— start RECORDS SHOWN —

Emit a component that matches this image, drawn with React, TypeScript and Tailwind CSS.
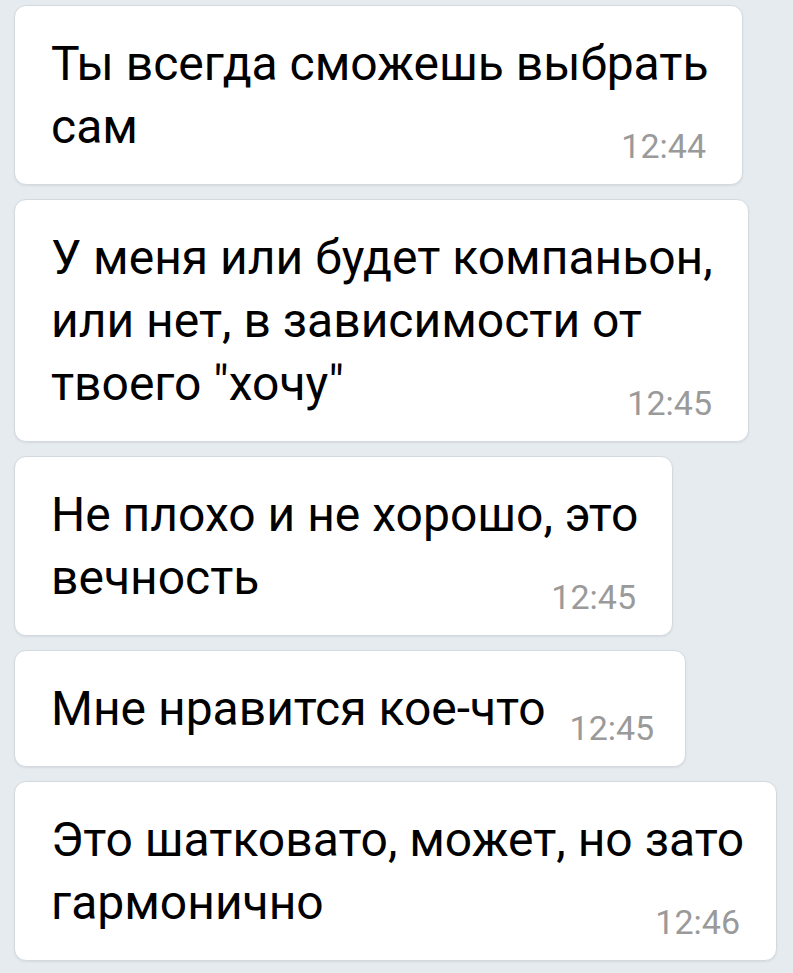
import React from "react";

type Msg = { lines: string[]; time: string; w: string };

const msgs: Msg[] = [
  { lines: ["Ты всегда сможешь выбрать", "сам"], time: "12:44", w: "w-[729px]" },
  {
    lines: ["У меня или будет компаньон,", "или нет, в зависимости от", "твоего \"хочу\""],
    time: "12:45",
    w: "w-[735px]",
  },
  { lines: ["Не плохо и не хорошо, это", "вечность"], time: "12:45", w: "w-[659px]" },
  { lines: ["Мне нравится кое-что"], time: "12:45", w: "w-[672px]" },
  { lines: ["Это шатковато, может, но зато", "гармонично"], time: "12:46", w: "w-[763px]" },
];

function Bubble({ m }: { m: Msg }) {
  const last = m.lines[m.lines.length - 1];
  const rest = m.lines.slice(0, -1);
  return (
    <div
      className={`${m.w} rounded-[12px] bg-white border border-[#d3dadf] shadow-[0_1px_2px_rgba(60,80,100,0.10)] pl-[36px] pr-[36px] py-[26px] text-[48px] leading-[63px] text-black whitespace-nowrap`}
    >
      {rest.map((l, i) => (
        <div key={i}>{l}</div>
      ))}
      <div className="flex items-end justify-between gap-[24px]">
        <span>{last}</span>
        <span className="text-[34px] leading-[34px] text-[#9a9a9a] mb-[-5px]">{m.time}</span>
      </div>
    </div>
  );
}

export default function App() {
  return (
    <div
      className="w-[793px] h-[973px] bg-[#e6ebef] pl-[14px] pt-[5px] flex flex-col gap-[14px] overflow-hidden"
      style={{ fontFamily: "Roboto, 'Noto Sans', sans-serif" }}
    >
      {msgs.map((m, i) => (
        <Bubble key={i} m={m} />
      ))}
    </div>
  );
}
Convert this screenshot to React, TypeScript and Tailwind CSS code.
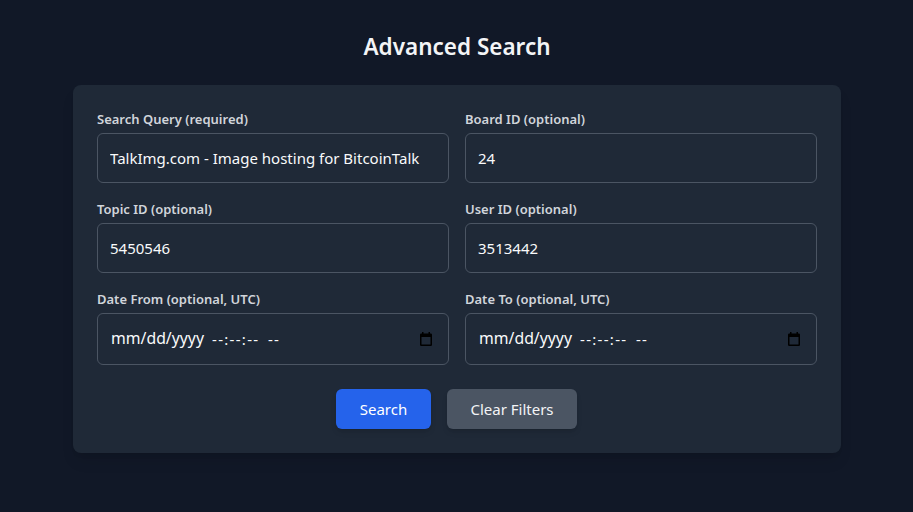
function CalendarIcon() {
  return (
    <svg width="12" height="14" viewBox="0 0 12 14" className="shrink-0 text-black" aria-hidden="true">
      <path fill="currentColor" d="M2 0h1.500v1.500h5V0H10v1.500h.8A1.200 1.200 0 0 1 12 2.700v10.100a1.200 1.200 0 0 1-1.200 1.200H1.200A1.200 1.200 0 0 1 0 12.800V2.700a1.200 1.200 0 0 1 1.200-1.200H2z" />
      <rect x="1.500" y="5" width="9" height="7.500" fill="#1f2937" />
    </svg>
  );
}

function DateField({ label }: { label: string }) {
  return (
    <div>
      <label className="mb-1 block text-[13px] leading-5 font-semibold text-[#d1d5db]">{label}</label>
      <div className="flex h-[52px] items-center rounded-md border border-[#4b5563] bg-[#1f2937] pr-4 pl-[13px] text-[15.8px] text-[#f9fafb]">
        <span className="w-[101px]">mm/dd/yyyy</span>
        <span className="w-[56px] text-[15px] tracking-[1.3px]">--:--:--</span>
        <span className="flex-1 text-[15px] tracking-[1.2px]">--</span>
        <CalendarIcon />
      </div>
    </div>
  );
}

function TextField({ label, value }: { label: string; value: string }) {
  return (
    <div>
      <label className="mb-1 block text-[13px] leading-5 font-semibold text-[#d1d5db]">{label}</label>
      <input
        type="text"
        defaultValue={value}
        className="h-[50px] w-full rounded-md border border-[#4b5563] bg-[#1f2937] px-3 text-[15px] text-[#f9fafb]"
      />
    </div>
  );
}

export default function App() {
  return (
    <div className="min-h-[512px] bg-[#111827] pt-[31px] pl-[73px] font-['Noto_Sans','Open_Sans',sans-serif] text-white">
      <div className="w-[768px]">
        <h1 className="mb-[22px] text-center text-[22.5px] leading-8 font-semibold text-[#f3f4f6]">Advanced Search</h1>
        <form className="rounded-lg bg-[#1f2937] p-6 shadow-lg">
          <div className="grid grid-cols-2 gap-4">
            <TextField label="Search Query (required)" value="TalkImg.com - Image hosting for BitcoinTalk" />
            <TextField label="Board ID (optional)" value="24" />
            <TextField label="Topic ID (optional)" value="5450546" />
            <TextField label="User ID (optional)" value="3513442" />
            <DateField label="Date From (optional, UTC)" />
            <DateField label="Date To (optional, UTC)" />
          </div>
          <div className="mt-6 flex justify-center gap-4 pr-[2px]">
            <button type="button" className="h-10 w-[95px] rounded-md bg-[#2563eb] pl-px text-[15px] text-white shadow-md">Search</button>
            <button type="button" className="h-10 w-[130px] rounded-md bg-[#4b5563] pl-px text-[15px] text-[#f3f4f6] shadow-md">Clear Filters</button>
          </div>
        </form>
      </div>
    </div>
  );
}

— end RECORDS SHOWN —

PROBLEM TO WORK ON | Without including any pictures, output all the entries above exactly.

RESPONSE |
Emit a component that matches this image, drawn with React, TypeScript and Tailwind CSS.
import React from "react";

type Msg = { lines: string[]; time: string; w: string };

const msgs: Msg[] = [
  { lines: ["Ты всегда сможешь выбрать", "сам"], time: "12:44", w: "w-[729px]" },
  {
    lines: ["У меня или будет компаньон,", "или нет, в зависимости от", "твоего \"хочу\""],
    time: "12:45",
    w: "w-[735px]",
  },
  { lines: ["Не плохо и не хорошо, это", "вечность"], time: "12:45", w: "w-[659px]" },
  { lines: ["Мне нравится кое-что"], time: "12:45", w: "w-[672px]" },
  { lines: ["Это шатковато, может, но зато", "гармонично"], time: "12:46", w: "w-[763px]" },
];

function Bubble({ m }: { m: Msg }) {
  const last = m.lines[m.lines.length - 1];
  const rest = m.lines.slice(0, -1);
  return (
    <div
      className={`${m.w} rounded-[12px] bg-white border border-[#d3dadf] shadow-[0_1px_2px_rgba(60,80,100,0.10)] pl-[36px] pr-[36px] py-[26px] text-[48px] leading-[63px] text-black whitespace-nowrap`}
    >
      {rest.map((l, i) => (
        <div key={i}>{l}</div>
      ))}
      <div className="flex items-end justify-between gap-[24px]">
        <span>{last}</span>
        <span className="text-[34px] leading-[34px] text-[#9a9a9a] mb-[-5px]">{m.time}</span>
      </div>
    </div>
  );
}

export default function App() {
  return (
    <div
      className="w-[793px] h-[973px] bg-[#e6ebef] pl-[14px] pt-[5px] flex flex-col gap-[14px] overflow-hidden"
      style={{ fontFamily: "Roboto, 'Noto Sans', sans-serif" }}
    >
      {msgs.map((m, i) => (
        <Bubble key={i} m={m} />
      ))}
    </div>
  );
}
Convert this screenshot to React, TypeScript and Tailwind CSS code.
function CalendarIcon() {
  return (
    <svg width="12" height="14" viewBox="0 0 12 14" className="shrink-0 text-black" aria-hidden="true">
      <path fill="currentColor" d="M2 0h1.500v1.500h5V0H10v1.500h.8A1.200 1.200 0 0 1 12 2.700v10.100a1.200 1.200 0 0 1-1.200 1.200H1.200A1.200 1.200 0 0 1 0 12.800V2.700a1.200 1.200 0 0 1 1.200-1.200H2z" />
      <rect x="1.500" y="5" width="9" height="7.500" fill="#1f2937" />
    </svg>
  );
}

function DateField({ label }: { label: string }) {
  return (
    <div>
      <label className="mb-1 block text-[13px] leading-5 font-semibold text-[#d1d5db]">{label}</label>
      <div className="flex h-[52px] items-center rounded-md border border-[#4b5563] bg-[#1f2937] pr-4 pl-[13px] text-[15.8px] text-[#f9fafb]">
        <span className="w-[101px]">mm/dd/yyyy</span>
        <span className="w-[56px] text-[15px] tracking-[1.3px]">--:--:--</span>
        <span className="flex-1 text-[15px] tracking-[1.2px]">--</span>
        <CalendarIcon />
      </div>
    </div>
  );
}

function TextField({ label, value }: { label: string; value: string }) {
  return (
    <div>
      <label className="mb-1 block text-[13px] leading-5 font-semibold text-[#d1d5db]">{label}</label>
      <input
        type="text"
        defaultValue={value}
        className="h-[50px] w-full rounded-md border border-[#4b5563] bg-[#1f2937] px-3 text-[15px] text-[#f9fafb]"
      />
    </div>
  );
}

export default function App() {
  return (
    <div className="min-h-[512px] bg-[#111827] pt-[31px] pl-[73px] font-['Noto_Sans','Open_Sans',sans-serif] text-white">
      <div className="w-[768px]">
        <h1 className="mb-[22px] text-center text-[22.5px] leading-8 font-semibold text-[#f3f4f6]">Advanced Search</h1>
        <form className="rounded-lg bg-[#1f2937] p-6 shadow-lg">
          <div className="grid grid-cols-2 gap-4">
            <TextField label="Search Query (required)" value="TalkImg.com - Image hosting for BitcoinTalk" />
            <TextField label="Board ID (optional)" value="24" />
            <TextField label="Topic ID (optional)" value="5450546" />
            <TextField label="User ID (optional)" value="3513442" />
            <DateField label="Date From (optional, UTC)" />
            <DateField label="Date To (optional, UTC)" />
          </div>
          <div className="mt-6 flex justify-center gap-4 pr-[2px]">
            <button type="button" className="h-10 w-[95px] rounded-md bg-[#2563eb] pl-px text-[15px] text-white shadow-md">Search</button>
            <button type="button" className="h-10 w-[130px] rounded-md bg-[#4b5563] pl-px text-[15px] text-[#f3f4f6] shadow-md">Clear Filters</button>
          </div>
        </form>
      </div>
    </div>
  );
}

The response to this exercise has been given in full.